▸ **INPUT MATERIAL**
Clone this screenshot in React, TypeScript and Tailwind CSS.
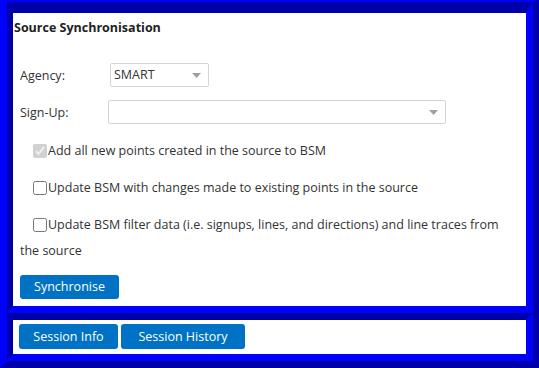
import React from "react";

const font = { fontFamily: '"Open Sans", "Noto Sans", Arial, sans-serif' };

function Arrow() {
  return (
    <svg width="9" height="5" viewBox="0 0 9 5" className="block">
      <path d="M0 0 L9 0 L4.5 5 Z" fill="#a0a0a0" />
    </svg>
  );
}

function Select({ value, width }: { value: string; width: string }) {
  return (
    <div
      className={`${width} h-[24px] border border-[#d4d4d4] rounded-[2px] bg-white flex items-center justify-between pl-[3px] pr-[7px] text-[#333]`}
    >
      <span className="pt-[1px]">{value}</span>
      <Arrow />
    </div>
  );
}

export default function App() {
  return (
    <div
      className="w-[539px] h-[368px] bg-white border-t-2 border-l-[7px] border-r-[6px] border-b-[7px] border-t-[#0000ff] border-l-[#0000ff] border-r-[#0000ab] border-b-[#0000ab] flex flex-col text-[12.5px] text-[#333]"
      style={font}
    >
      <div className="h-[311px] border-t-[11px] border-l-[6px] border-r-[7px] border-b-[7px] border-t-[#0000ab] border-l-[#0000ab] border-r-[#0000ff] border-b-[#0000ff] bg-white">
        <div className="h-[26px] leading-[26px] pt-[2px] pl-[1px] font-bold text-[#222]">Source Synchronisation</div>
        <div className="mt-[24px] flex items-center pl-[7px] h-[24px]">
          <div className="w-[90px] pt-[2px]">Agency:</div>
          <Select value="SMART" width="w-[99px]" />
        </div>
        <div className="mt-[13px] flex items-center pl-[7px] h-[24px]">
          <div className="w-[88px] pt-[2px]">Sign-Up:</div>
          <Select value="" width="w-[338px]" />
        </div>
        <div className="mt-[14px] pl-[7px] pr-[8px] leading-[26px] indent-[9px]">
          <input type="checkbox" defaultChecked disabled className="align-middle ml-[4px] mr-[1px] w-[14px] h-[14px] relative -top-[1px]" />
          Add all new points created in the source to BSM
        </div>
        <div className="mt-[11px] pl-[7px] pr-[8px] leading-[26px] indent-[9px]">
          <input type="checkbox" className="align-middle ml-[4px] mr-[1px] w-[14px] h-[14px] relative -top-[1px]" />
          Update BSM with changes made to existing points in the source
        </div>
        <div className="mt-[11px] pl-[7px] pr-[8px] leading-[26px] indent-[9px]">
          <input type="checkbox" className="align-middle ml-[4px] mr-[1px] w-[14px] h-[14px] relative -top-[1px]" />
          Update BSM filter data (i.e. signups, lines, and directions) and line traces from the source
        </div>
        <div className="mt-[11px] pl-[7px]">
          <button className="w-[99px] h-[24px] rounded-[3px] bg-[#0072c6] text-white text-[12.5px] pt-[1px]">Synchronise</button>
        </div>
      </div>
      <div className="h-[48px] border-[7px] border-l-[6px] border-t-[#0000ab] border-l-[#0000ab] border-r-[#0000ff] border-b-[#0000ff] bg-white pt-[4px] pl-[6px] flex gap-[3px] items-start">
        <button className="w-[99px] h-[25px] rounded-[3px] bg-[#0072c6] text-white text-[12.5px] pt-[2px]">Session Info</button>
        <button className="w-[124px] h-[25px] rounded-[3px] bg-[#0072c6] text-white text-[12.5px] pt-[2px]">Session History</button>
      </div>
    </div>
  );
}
* * *
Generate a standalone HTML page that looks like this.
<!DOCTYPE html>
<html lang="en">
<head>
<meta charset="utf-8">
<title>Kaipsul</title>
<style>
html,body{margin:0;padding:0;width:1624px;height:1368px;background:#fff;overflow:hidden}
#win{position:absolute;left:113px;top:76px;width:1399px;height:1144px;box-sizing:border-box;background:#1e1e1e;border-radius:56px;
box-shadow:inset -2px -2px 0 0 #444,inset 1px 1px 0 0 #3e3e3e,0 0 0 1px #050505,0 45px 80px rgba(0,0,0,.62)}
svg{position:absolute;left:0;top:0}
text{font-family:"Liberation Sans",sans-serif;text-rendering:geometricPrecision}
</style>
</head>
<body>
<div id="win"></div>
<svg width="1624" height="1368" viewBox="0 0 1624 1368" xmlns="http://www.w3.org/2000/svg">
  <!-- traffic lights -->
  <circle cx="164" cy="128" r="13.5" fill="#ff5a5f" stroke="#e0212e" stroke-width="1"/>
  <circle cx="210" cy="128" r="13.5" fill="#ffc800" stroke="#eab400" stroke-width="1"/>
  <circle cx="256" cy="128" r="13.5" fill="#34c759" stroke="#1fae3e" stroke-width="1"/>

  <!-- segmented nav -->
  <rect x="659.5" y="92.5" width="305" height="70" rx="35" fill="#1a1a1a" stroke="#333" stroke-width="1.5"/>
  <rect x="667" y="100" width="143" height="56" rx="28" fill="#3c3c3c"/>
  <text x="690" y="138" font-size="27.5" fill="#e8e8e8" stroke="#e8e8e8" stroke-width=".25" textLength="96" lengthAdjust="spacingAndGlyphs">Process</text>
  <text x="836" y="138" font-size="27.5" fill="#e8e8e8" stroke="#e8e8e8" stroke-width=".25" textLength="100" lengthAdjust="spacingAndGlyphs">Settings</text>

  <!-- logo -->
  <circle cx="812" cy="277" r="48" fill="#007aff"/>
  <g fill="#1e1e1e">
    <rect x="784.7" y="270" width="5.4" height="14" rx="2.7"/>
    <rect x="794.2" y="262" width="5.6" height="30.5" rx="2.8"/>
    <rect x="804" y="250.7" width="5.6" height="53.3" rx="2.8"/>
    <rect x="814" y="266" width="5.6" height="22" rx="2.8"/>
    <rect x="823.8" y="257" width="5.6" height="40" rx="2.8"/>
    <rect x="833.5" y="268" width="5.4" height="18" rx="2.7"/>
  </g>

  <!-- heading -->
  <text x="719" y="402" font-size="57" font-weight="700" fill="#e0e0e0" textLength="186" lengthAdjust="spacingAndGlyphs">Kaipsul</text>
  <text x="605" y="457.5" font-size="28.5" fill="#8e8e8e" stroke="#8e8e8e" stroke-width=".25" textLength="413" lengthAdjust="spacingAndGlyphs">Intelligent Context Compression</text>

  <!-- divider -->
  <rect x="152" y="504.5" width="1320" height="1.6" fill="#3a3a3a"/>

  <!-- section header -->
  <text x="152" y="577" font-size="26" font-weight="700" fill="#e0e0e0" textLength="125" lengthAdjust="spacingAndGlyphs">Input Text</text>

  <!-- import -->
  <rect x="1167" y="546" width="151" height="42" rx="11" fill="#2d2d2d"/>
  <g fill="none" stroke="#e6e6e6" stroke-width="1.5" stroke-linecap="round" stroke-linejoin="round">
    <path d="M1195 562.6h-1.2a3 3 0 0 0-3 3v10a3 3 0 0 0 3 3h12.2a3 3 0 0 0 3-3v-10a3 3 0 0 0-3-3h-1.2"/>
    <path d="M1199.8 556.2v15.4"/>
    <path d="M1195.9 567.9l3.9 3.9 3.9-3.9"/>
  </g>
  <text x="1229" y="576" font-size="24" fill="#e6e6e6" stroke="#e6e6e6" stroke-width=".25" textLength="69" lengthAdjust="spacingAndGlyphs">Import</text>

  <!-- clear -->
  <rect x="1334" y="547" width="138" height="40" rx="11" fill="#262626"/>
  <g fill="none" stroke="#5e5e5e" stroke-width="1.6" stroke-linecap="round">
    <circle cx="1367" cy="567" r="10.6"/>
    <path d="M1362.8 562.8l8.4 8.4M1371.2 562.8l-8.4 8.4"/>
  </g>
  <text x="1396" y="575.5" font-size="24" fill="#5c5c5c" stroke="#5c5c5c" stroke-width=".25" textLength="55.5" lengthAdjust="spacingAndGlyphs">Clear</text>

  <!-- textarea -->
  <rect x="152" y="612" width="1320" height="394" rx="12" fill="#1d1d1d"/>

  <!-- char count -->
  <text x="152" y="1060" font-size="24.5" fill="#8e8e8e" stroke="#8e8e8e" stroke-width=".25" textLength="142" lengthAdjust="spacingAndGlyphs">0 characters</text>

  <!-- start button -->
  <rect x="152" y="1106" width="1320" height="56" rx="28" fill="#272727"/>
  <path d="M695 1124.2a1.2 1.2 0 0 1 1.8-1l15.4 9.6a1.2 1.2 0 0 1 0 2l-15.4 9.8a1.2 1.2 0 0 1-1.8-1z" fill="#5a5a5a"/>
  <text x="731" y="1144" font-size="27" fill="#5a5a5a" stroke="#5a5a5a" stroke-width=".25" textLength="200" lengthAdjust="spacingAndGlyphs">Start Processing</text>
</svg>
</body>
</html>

▸ **WHAT YOU NEED TO DO**
List every line above that holds the word "React".

▸ **COMPLETE ANSWER**
Clone this screenshot in React, TypeScript and Tailwind CSS.
import React from "react";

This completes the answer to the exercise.